Быть может, сейчас, вновь запертая в четырех стенах и забытая обитателями поместья Кастанелло, я расплачиваюсь с судьбой за давние жестокие мысли?
*
В шкафу обнаружилась кое-какая одежда простого кроя, приблизительно подходящая мне по размеру. В знак траура по Эдвину, я предпочла черное платье. Одевшись и более-менее приведя себя в порядок впервые с того дня, как я оказалась в поместье Кастанелло, я вышла из комнаты. У меня не было часов, но по внутренним ощущениям и положению солнца, ярко светившего в окно, мне казалось, что близилось время обеда. Я рассчитывала в этот час застать хоть кого-то из обитателей дома.
Вынужденное безделье тяготило, мысли в голове не находили разрешения.

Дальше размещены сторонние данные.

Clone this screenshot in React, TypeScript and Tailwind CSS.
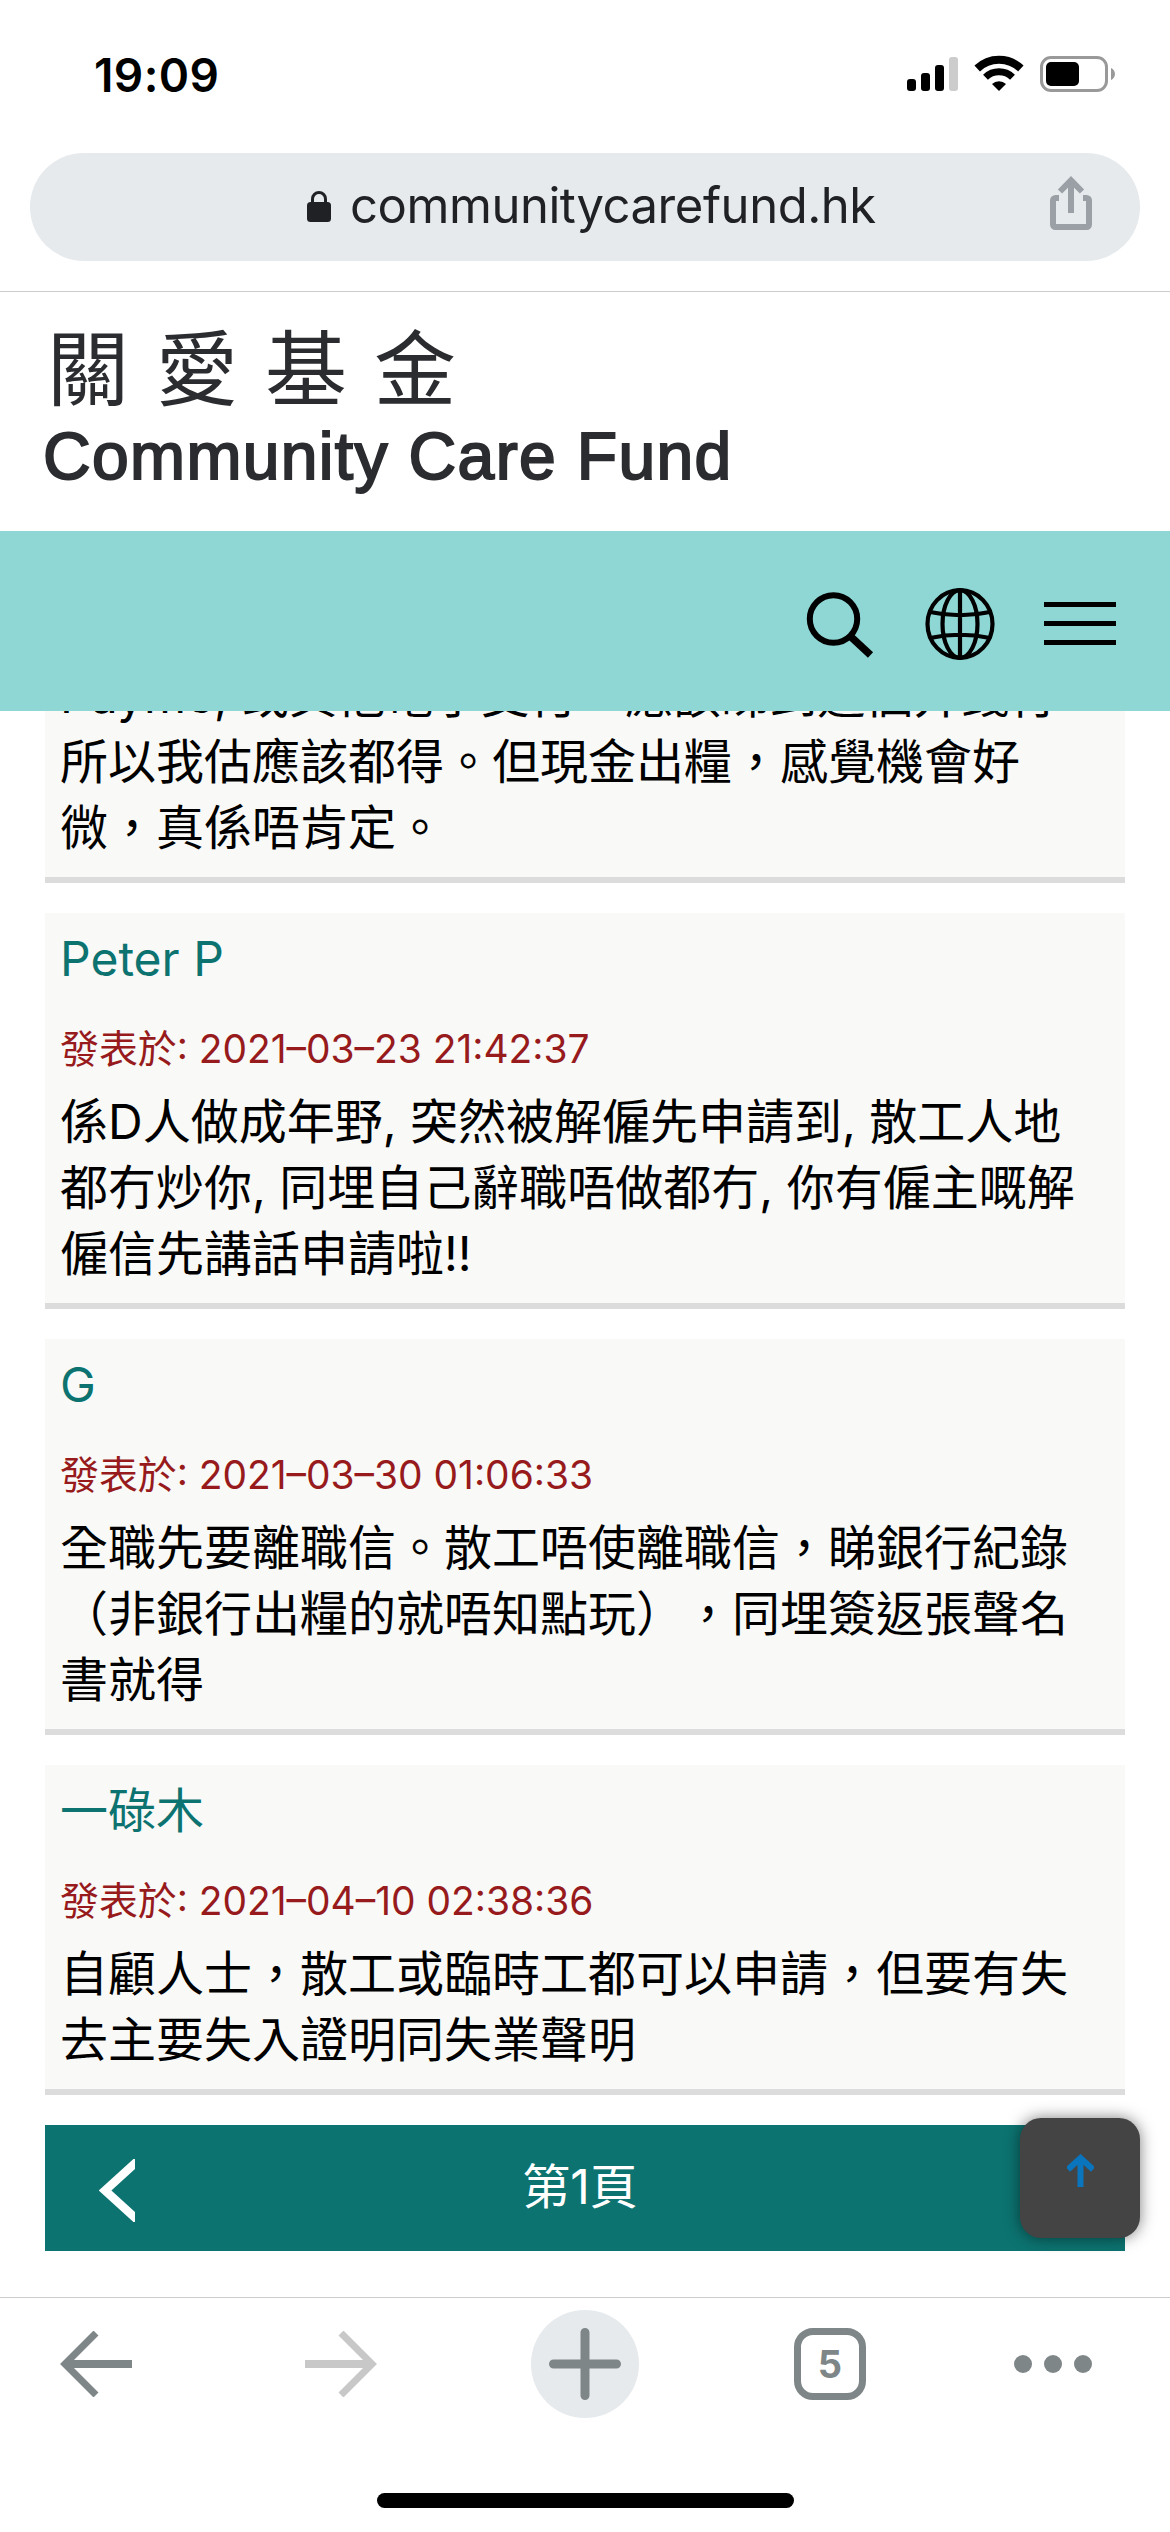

Для чего лорду Кастанелло нужен брак с женщиной, обвиненной в использовании ментальной магии? Что он намеревается со мной сделать, и почему за все дни моей болезни так ни разу и не появился, чтобы рассказать об этом?
Мои шаги гулко отдавались в тишине дома. Тяжелые двери с коваными ручками были заперты, шторы окон задернуты, не пропуская ни лучика света. Накопительные кристаллы, едва заряженные, погружали коридор в тусклый полумрак, достаточный лишь для того, чтобы различать, куда идешь - и не более. Казалось, в этом крыле дома жила я одна.
Я отодвинула тяжелую портьеру и выглянула в окно, щурясь от белого света, мгновенно ослепившего меня после темного коридора. Когда глаза немного привыкли, я смогла разглядеть парадный вход с двумя полукружьями лестниц по бокам и уходящую вдаль аллею, заканчивающуюся темными воротами. Свежие следы шин чернели на припорошенной снегом дороге, и я испытала укол разочарования. Лорд Кастанелло, скорее всего, недавно покинул поместье.